What makes one lodge better than the other? Lower lodge number, lodges that have been established longer, ones found using the Grand Lodge of Texas website, or maybe lodges with more members? Is there such a thing as one lodge being better than another?


----------



## MGM357 (Oct 28, 2009)

As long as they are recognized by the Grand Lodge of Texas. I you don't mind me asking, what are the names of those lodges by you?


----------



## scottmh59 (Oct 28, 2009)

Freeman said:


> What makes one lodge better than the other? Lower lodge number, ones found using the Grand Lodge of Texas website, or maybe lodges with more members? Is there such a thing as one lodge being better than another?

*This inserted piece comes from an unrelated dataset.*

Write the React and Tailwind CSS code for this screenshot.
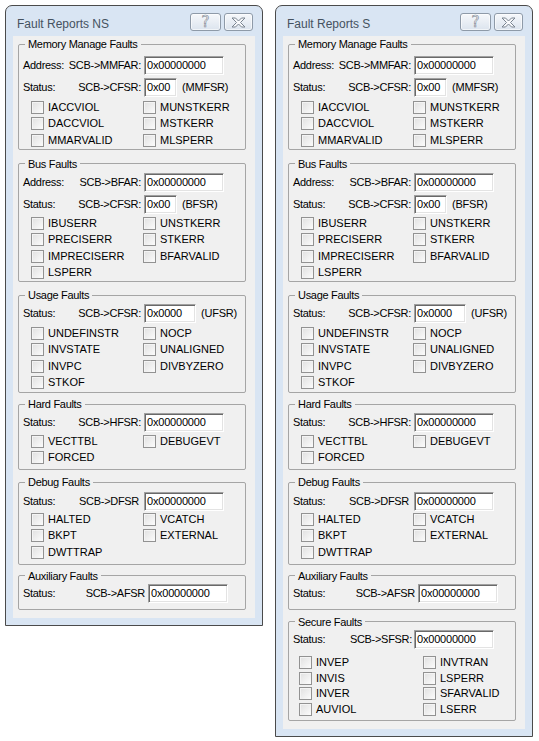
import React from "react";

const FONT = { fontFamily: '"Liberation Sans", Arial, sans-serif' };

// sunken Win32 edit box showing a register value
const RegBox = ({ value, w }) => (
  <div
    className={`flex h-[19px] items-center border border-t-[#a0a0a0] border-l-[#a0a0a0] border-r-white border-b-white bg-white pl-[2px] tracking-[-0.2px] shadow-[inset_1px_1px_0_#696969,inset_-1px_-1px_0_#e3e3e3] ${w}`}
  >
    {value}
  </div>
);

const RegRow = ({ label, reg, value, w = "w-[80px]", suffix, block = "w-[118px]", gap = "ml-[3px]", className = "" }) => (
  <div className={`flex h-[19px] items-center whitespace-nowrap pl-[4px] ${className}`}>
    <div className={`flex justify-between tracking-[-0.3px] ${block}`}>
      <span>{label}</span>
      <span>{reg}</span>
    </div>
    <div className={gap}>
      <RegBox value={value} w={w} />
    </div>
    {suffix && <span className="ml-[5px] tracking-[-0.2px]">{suffix}</span>}
  </div>
);

const Check = ({ label }) => (
  <div className="flex items-center gap-[4px]">
    <span className="h-[13px] w-[13px] shrink-0 border border-[#929292] bg-gradient-to-br from-[#e0e0e0] to-[#fcfcfc] shadow-[inset_1px_1px_0_#f4f4f4]" />
    <span>{label}</span>
  </div>
);

const Checks = ({ items, className = "", cols = "grid-cols-[112px_1fr]", rows = "auto-rows-[16.5px]", pl = "pl-[12px]" }) => (
  <div className={`grid items-center ${cols} ${rows} ${pl} ${className}`}>
    {items.map((it, i) => (it ? <Check key={i} label={it} /> : <span key={i} />))}
  </div>
);

const Group = ({ title, className = "", children }) => (
  <fieldset className={`min-w-0 rounded-[2px] border border-[#a5a5a5] p-0 ${className}`}>
    <legend className="ml-[6px] px-[3px] leading-[14px] tracking-[-0.3px]">{title}</legend>
    {children}
  </fieldset>
);

const TitleButtons = () => (
  <div className="mr-[2px] mt-[7px] flex gap-[3px]">
    <div className="flex h-[18px] w-[31px] items-center justify-center rounded-[3px] border border-[#8e9aa8] bg-gradient-to-b from-[#f6f8fb] to-[#dce4ee] shadow-[inset_0_0_0_1px_#ffffff99]">
      <span className="text-[15px] leading-none text-[#f8f9fb] [-webkit-text-stroke:0.6px_#7a8490]" style={{ fontFamily: '"DejaVu Sans", sans-serif' }}>?</span>
    </div>
    <div className="flex h-[18px] w-[29px] items-center justify-center rounded-[3px] border border-[#8e9aa8] bg-gradient-to-b from-[#f6f8fb] to-[#dce4ee] shadow-[inset_0_0_0_1px_#ffffff99]">
      <svg width="15" height="11" viewBox="0 0 15 11">
        <polygon
          points="1,1 4.5,1 7.5,4 10.5,1 14,1 9.5,5.5 14,10 10.5,10 7.5,7 4.5,10 1,10 5.5,5.5"
          fill="#f8f9fb"
          stroke="#7a8490"
          strokeWidth="1"
          strokeLinejoin="round"
        />
      </svg>
    </div>
  </div>
);

const Window = ({ title, secure }) => (
  <div className="w-[258px] rounded-t-[7px] border border-[#4b4b4b] bg-[#d9e5f3] px-[7px] pb-[7px]">
    <div className="flex h-[30px] items-start justify-between">
      <span className="ml-[4px] mt-[11px] text-[12px] leading-[14px] text-[#45525f]">{title}</span>
      <TitleButtons />
    </div>
    <div className="bg-[#f0f0f0] pb-[8px] pl-[5px] pr-[9px] pt-[1px] text-[11px] leading-[13px] text-black">
      <Group title="Memory Manage Faults">
        <RegRow className="mt-[5px]" label="Address:" reg="SCB->MMFAR:" value="0x00000000" />
        <RegRow className="mt-[3px]" label="Status:" reg="SCB->CFSR:" value="0x00" w="w-[33px]" suffix="(MMFSR)" />
        <Checks
          className="mt-[2px]"
          items={["IACCVIOL", "MUNSTKERR", "DACCVIOL", "MSTKERR", "MMARVALID", "MLSPERR"]}
        />
      </Group>

      <Group title="Bus Faults" className="mt-[7px]">
        <RegRow className="mt-[2px]" label="Address:" reg="SCB->BFAR:" value="0x00000000" />
        <RegRow className="mt-[3px]" label="Status:" reg="SCB->CFSR:" value="0x00" w="w-[33px]" suffix="(BFSR)" />
        <Checks
          className="mt-[1.5px]"
          items={["IBUSERR", "UNSTKERR", "PRECISERR", "STKERR", "IMPRECISERR", "BFARVALID", "LSPERR", null]}
        />
      </Group>

      <Group title="Usage Faults" className="mt-[6px] pb-[1px]">
        <RegRow className="mt-[2px]" label="Status:" reg="SCB->CFSR:" value="0x0000" w="w-[52px]" suffix="(UFSR)" />
        <Checks
          className="mt-[2px]"
          items={["UNDEFINSTR", "NOCP", "INVSTATE", "UNALIGNED", "INVPC", "DIVBYZERO", "STKOF", null]}
        />
      </Group>

      <Group title="Hard Faults" className="mt-[4px] pb-[3px]">
        <RegRow className="mt-[2px]" label="Status:" reg="SCB->HFSR:" value="0x00000000" />
        <Checks className="mt-[1px]" items={["VECTTBL", "DEBUGEVT", "FORCED", null]} />
      </Group>

      <Group title="Debug Faults" className="mt-[5px] pb-[3px]">
        <RegRow className="mt-[3px]" label="Status:" reg="SCB->DFSR" value="0x00000000" block="w-[116px]" gap="ml-[5px]" />
        <Checks items={["HALTED", "VCATCH", "BKPT", "EXTERNAL", "DWTTRAP", null]} />
      </Group>

      <Group title="Auxiliary Faults" className="mt-[4px] pb-[6px]">
        <RegRow className="mt-[1px]" label="Status:" reg="SCB->AFSR" value="0x00000000" block="w-[122px]" gap="ml-[3px]" />
      </Group>

      {secure && (
        <Group title="Secure Faults" className="mt-[5px] pb-[2px]">
          <RegRow className="mt-[1.5px]" label="Status:" reg="SCB->SFSR:" value="0x00000000" block="w-[119px]" gap="ml-[2px]" />
          <Checks
            className="mt-[5.5px]"
            cols="grid-cols-[124px_1fr]"
            rows="auto-rows-[15.75px]"
            pl="pl-[10px]"
            items={["INVEP", "INVTRAN", "INVIS", "LSPERR", "INVER", "SFARVALID", "AUVIOL", "LSERR"]}
          />
        </Group>
      )}
    </div>
  </div>
);

export default function App() {
  return (
    <div className="flex min-h-screen items-start gap-[12px] bg-white pl-[5px] pt-[5px]" style={FONT}>
      <Window title="Fault Reports NS" />
      <Window title="Fault Reports S" secure />
    </div>
  );
}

good questions,some things to consider:

1)What do you want to get out of a lodge? 
2)Brotherhood outside of lodge?
3)Do you want to make an instant impact on that lodge?
4)Why are their member numbers low/high

Talk with the members of these lodges and try to answer some of these questions,and be honest with yourself with what you are looking to get out of a lodge...........good luck,and if you have any further questions please dont be shy about posting them here and we will all try to help in any way we can....:29:


----------



## rhitland (Oct 28, 2009)

All lodges are basically the same but each will have vastly diffrent personalties. The good thing is if you do not like the one you join you can very easily move or just become members of multiple Lodges. I say barring no family history pick the one that stands out to you and go with it. Knowing you can change at any time.


----------



## Hippie19950 (Oct 28, 2009)

Since you are in the Houston area, there may be a Brother on here that is a member of one of the Lodges you are near, and they may be of help. As has been said before, visit with some of the members of those Lodges, and see what you think of the general character. (Hmm that might not be good in my case, I would probably turn away more than the others could bring in). Take a little more time, and decide what you want it to be for you, and see who meets those desires. Good luck, and let us know how it goes, or ask any other questions you have.


----------



## Nate C. (Oct 28, 2009)

Don't rush to a decision. Visit them all. They will all be glad to have you, but make your decision based on your own experience.  The level of activity and overall vitality of the lodge would be a big factor, were I the one making the decision. Sometimes that translates to the size of the membership, but not always.


----------



## Freeman (Oct 29, 2009)

I don't mind at all. Here are the 4 I found on the GLOT.
Oak Wood Masonic Lodge #1444
Montgomery Lodge #25 
Spring Lodge #1174
Conroe Masonic Lodge #748

They are anywhere from a 10 to 30 minute drive from me.


----------



## Blake Bowden (Oct 29, 2009)

Simple answer...heck ya there are better Lodges. Don't join one that only offers signup sheets and fundraisers but one that is active both inside and outside the Lodge.


----------



## Nate Riley (Oct 29, 2009)

Yes there are lodges that are better than others, for a whole host of reasons.  Now determining which one is better out of a group is difficult, because Masons don't and/or shouldn't talk bad about each other or other lodges.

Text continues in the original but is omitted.